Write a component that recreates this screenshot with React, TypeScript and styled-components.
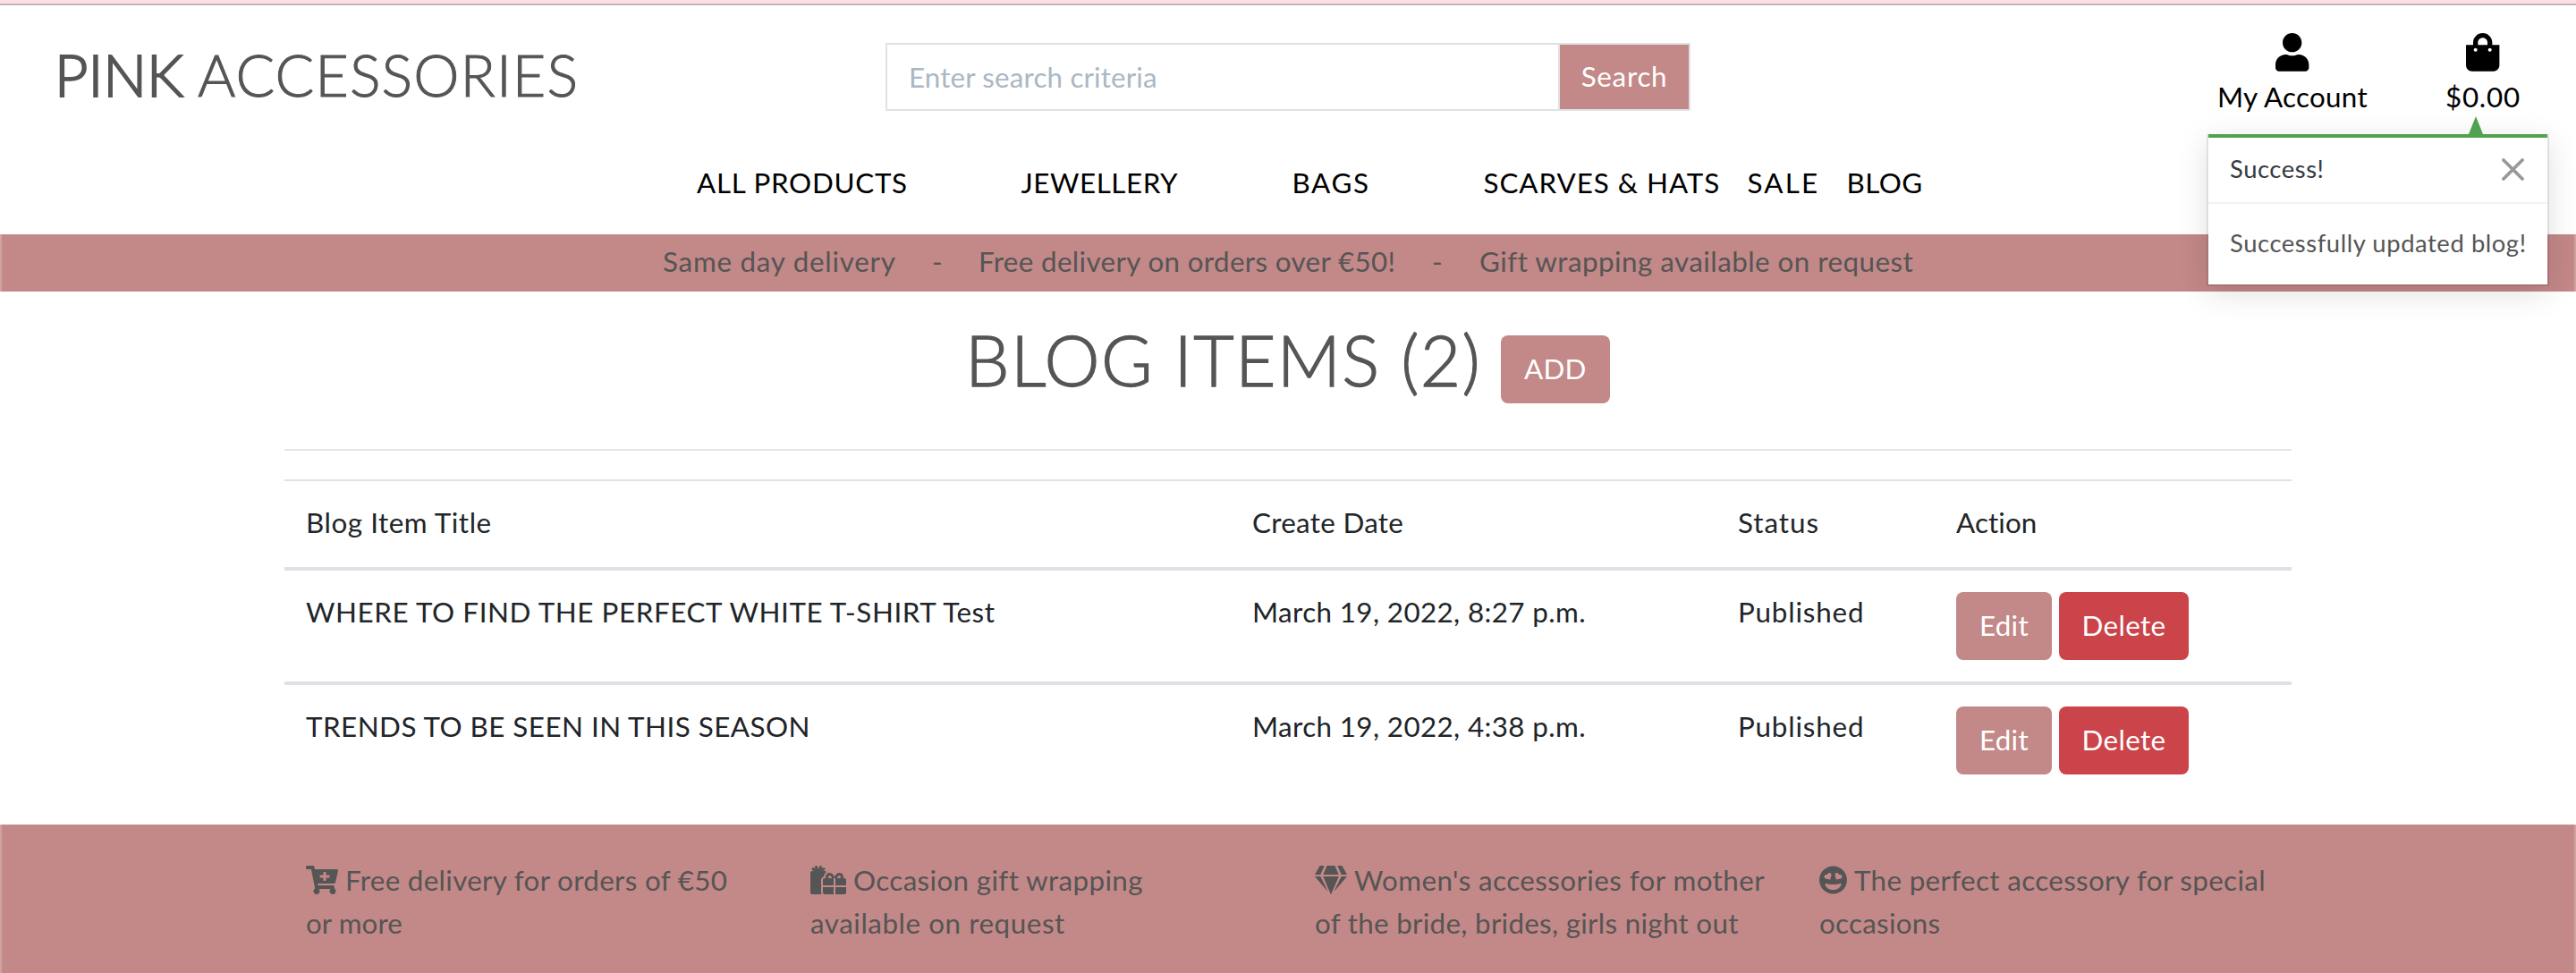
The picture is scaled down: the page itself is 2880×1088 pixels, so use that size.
import React from "react";
import styled, { createGlobalStyle } from "styled-components";
import {
  FaUser,
  FaShoppingBag,
  FaCartPlus,
  FaGifts,
  FaGem,
  FaGrinHearts,
} from "react-icons/fa";

const pink = "#c38888";
const ink = "#555555";
const line = "#dee2e6";

const GlobalStyle = createGlobalStyle`
  *, *::before, *::after { box-sizing: border-box; }
  body {
    margin: 0;
    background: #fff;
    color: #212529;
    font-family: Lato, "Open Sans", sans-serif;
    font-size: 31.36px;
    line-height: 48px;
  }
`;

const Page = styled.div`
  position: relative;
  display: flex;
  flex-direction: column;
  height: 1088px;
  overflow: hidden;
`;

const Text = styled.span<{ $track?: number }>`
  letter-spacing: ${(p) => p.$track ?? 0.4}px;
  white-space: nowrap;
`;

/* Large headings use the light cut, thickened slightly. */
const DisplayText = styled(Text)<{ $stroke: number }>`
  font-weight: 300;
  -webkit-text-stroke: ${(p) => p.$stroke}px ${ink};
`;

const edges = `box-shadow: inset 2px 0 rgba(255, 255, 255, 0.22), inset -2px 0 rgba(255, 255, 255, 0.22);`;

const TopBar = styled.div`
  flex: none;
  height: 6px;
  background: #fadfe4;
  border-bottom: 2px solid #c9b2b7;
`;

const Header = styled.header`
  flex: none;
  display: grid;
  grid-template-columns: 1fr 900px 1fr;
  align-items: start;
  height: 174px;
`;

const Logo = styled.a`
  display: flex;
  padding: 37px 0 0 61px;
  color: ${ink};
  font-size: 64.7px;
  line-height: 80px;
`;

const LogoMark = styled.span`
  width: 160px;
`;

const SearchForm = styled.form`
  display: flex;
  height: 76px;
  margin-top: 42px;
  border: 2px solid ${line};
`;

const SearchInput = styled.input`
  flex: 1;
  min-width: 0;
  padding: 0 24px 1px;
  border: 0;
  border-right: 2px solid ${line};
  outline: 0;
  background: #fff;
  font: inherit;
  letter-spacing: 0.15px;
  &::placeholder {
    color: #aab7c4;
    opacity: 1;
  }
`;

const SearchButton = styled.button`
  width: 144px;
  padding: 0 0 3px;
  border: 0;
  background: ${pink};
  color: #fff;
  font: inherit;
`;

const UserMenu = styled.div`
  display: flex;
  justify-content: flex-end;
  gap: 87px;
  padding: 31px 62px 0 0;
`;

const UserLink = styled.a`
  display: flex;
  flex-direction: column;
  align-items: center;
  gap: 4px;
  color: #000;
`;

const Nav = styled.nav`
  flex: none;
  display: flex;
  height: 82px;
  padding-left: 779px;
  color: #000;
`;

const Slot = styled.div<{ $width: number }>`
  flex: none;
  width: ${(p) => p.$width}px;
`;

const Banner = styled.div`
  flex: none;
  display: flex;
  height: 64px;
  padding: 6px 0 0 741px;
  background: ${pink};
  color: ${ink};
  ${edges}
`;

const Main = styled.main`
  flex: none;
  display: flex;
  flex-direction: column;
  width: 2244px;
  height: 596px;
  margin: 0 auto;
`;

const TitleRow = styled.div`
  display: flex;
  align-items: flex-start;
  height: 176px;
  padding: 28px 0 0 761px;
`;

const Title = styled.h1`
  width: 598.8px;
  margin: 0;
  color: ${ink};
  font-size: 78.4px;
  font-weight: 400;
  line-height: 96px;
`;

const Button = styled.button<{ $width: number; $color?: string }>`
  width: ${(p) => p.$width}px;
  height: 76px;
  padding: 0 0 3px;
  border: 0;
  border-radius: 8px;
  background: ${(p) => p.$color ?? pink};
  color: #fff;
  font: inherit;
`;

const AddButton = styled(Button)`
  margin-top: 21px;
`;

const Rule = styled.hr`
  width: 100%;
  height: 2px;
  margin: 0 0 32px;
  border: 0;
  background: rgba(0, 0, 0, 0.1);
`;

const Row = styled.div<{ $head?: boolean }>`
  display: grid;
  grid-template-columns: 1058px 543px 244px 399px;
  height: ${(p) => (p.$head ? 98 : 128)}px;
  border-top: ${(p) => (p.$head ? 2 : 4)}px solid ${line};
`;

const Cell = styled.div`
  padding: 22px 0 0 24px;
`;

const Actions = styled.div`
  display: flex;
  gap: 8px;
  padding: 24px 0 0 24px;
`;

const Footer = styled.footer`
  flex: 1;
  display: grid;
  grid-template-columns: repeat(4, 564px);
  align-content: start;
  padding: 38px 0 0 342px;
  background: ${pink};
  color: ${ink};
  ${edges}
`;

const Perk = styled.div`
  display: flex;
  flex-direction: column;
`;

const PerkLine = styled.div`
  display: flex;
  align-items: center;
  gap: 8px;
  height: 48px;
`;

const Toast = styled.section`
  position: absolute;
  top: 150px;
  left: 2467px;
  width: 383px;
  height: 170px;
  border: 2px solid rgba(0, 0, 0, 0.1);
  border-top: 0;
  background: #fff;
  background-clip: padding-box;
  box-shadow: 0 8px 32px rgba(0, 0, 0, 0.12);
  font-size: 27.4px;
`;

const ToastArrow = styled.div`
  position: absolute;
  top: -20px;
  left: 291px;
  border: 8px solid transparent;
  border-top: 0;
  border-bottom: 20px solid #51a351;
`;

const ToastHeader = styled.div`
  display: flex;
  align-items: center;
  justify-content: space-between;
  height: 78px;
  padding: 0 26px 2px 24px;
  border-top: 4px solid #51a351;
  border-bottom: 2px solid rgba(0, 0, 0, 0.05);
  color: #343a40;
`;

const ToastBody = styled.div`
  display: flex;
  align-items: center;
  height: 90px;
  padding: 0 24px 2px;
  color: ${ink};
`;

const columns: [string, number][] = [
  ["Blog Item Title", 0.55],
  ["Create Date", 0.3],
  ["Status", 0.95],
  ["Action", 0.1],
];

const posts = [
  {
    title: "WHERE TO FIND THE PERFECT WHITE T-SHIRT Test",
    track: 0.59,
    date: "March 19, 2022, 8:27 p.m.",
  },
  {
    title: "TRENDS TO BE SEEN IN THIS SEASON",
    track: 0.47,
    date: "March 19, 2022, 4:38 p.m.",
  },
];

const nav: [string, number, number][] = [
  ["ALL PRODUCTS", 362.5, 0.72],
  ["JEWELLERY", 303, 0.56],
  ["BAGS", 214, 1.66],
  ["SCARVES & HATS", 295, 0.95],
  ["SALE", 111, 2.2],
  ["BLOG", 100, 0.4],
];

const offers: [string, number, number][] = [
  ["Same day delivery", 301, 0.75],
  ["-", 52, 0],
  ["Free delivery on orders over €50!", 507, 0.35],
  ["-", 53, 0],
  ["Gift wrapping available on request", 500, 0.46],
];

const perks: {
  Icon: typeof FaGem;
  width: number;
  lines: [string, number][];
}[] = [
  {
    Icon: FaCartPlus,
    width: 36,
    lines: [["Free delivery for orders of €50", 0.31], ["or more", 0.05]],
  },
  {
    Icon: FaGifts,
    width: 40,
    lines: [["Occasion gift wrapping", 0.36], ["available on request", 0.55]],
  },
  {
    Icon: FaGem,
    width: 36,
    lines: [
      ["Women's accessories for mother", 0.42],
      ["of the bride, brides, girls night out", 0.29],
    ],
  },
  {
    Icon: FaGrinHearts,
    width: 31,
    lines: [["The perfect accessory for special", 0.34], ["occasions", 0.27]],
  },
];

export default function App() {
  return (
    <Page>
      <GlobalStyle />
      <TopBar />
      <Header>
        <Logo>
          <LogoMark>
            <DisplayText $stroke={2} $track={0}>
              PINK
            </DisplayText>
          </LogoMark>
          <DisplayText $stroke={1} $track={1.08}>
            ACCESSORIES
          </DisplayText>
        </Logo>
        <SearchForm>
          <SearchInput placeholder="Enter search criteria" />
          <SearchButton type="button">
            <Text $track={0.72}>Search</Text>
          </SearchButton>
        </SearchForm>
        <UserMenu>
          <UserLink>
            <FaUser style={{ width: 37.4, height: 42.7 }} />
            <Text $track={0.28}>My Account</Text>
          </UserLink>
          <UserLink>
            <FaShoppingBag style={{ width: 37.4, height: 42.7 }} />
            <Text $track={0.78}>$0.00</Text>
          </UserLink>
        </UserMenu>
      </Header>
      <Nav>
        {nav.map(([label, width, track]) => (
          <Slot key={label} $width={width}>
            <Text $track={track}>{label}</Text>
          </Slot>
        ))}
      </Nav>
      <Banner>
        {offers.map(([label, width, track], i) => (
          <Slot key={i} $width={width}>
            <Text $track={track}>{label}</Text>
          </Slot>
        ))}
      </Banner>
      <Main>
        <TitleRow>
          <Title>
            <DisplayText $stroke={1.3} $track={1.34}>
              BLOG ITEMS (2)
            </DisplayText>
          </Title>
          <AddButton $width={122}>
            <Text $track={0.16}>ADD</Text>
          </AddButton>
        </TitleRow>
        <Rule />
        <Row $head>
          {columns.map(([label, track]) => (
            <Cell key={label}>
              <Text $track={track}>{label}</Text>
            </Cell>
          ))}
        </Row>
        {posts.map((post) => (
          <Row key={post.title}>
            <Cell>
              <Text $track={post.track}>{post.title}</Text>
            </Cell>
            <Cell>
              <Text $track={0.38}>{post.date}</Text>
            </Cell>
            <Cell>
              <Text $track={0.84}>Published</Text>
            </Cell>
            <Actions>
              <Button $width={107}>
                <Text $track={0.25}>Edit</Text>
              </Button>
              <Button $width={145} $color="#cb444a">
                <Text $track={0.36}>Delete</Text>
              </Button>
            </Actions>
          </Row>
        ))}
      </Main>
      <Footer>
        {perks.map(({ Icon, width, lines }) => (
          <Perk key={lines[0][0]}>
            <PerkLine>
              <Icon style={{ width, height: 32 }} />
              <Text $track={lines[0][1]}>{lines[0][0]}</Text>
            </PerkLine>
            <PerkLine>
              <Text $track={lines[1][1]}>{lines[1][0]}</Text>
            </PerkLine>
          </Perk>
        ))}
      </Footer>
      <Toast>
        <ToastArrow />
        <ToastHeader>
          <Text $track={0.55}>Success!</Text>
          <svg width="25" height="25" viewBox="0 0 25 25">
            <path
              d="M2 2 L23 23 M23 2 L2 23"
              stroke="#979a9d"
              strokeWidth="3.8"
              strokeLinecap="round"
            />
          </svg>
        </ToastHeader>
        <ToastBody>
          <Text $track={0.57}>Successfully updated blog!</Text>
        </ToastBody>
      </Toast>
    </Page>
  );
}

• [Task brief]
Locate the word "that" in the data above. Copy every line carrying it.

• [Completed exercise]
Write a component that recreates this screenshot with React, TypeScript and styled-components.
The picture is scaled down: the page itself is 2880×1088 pixels, so use that size.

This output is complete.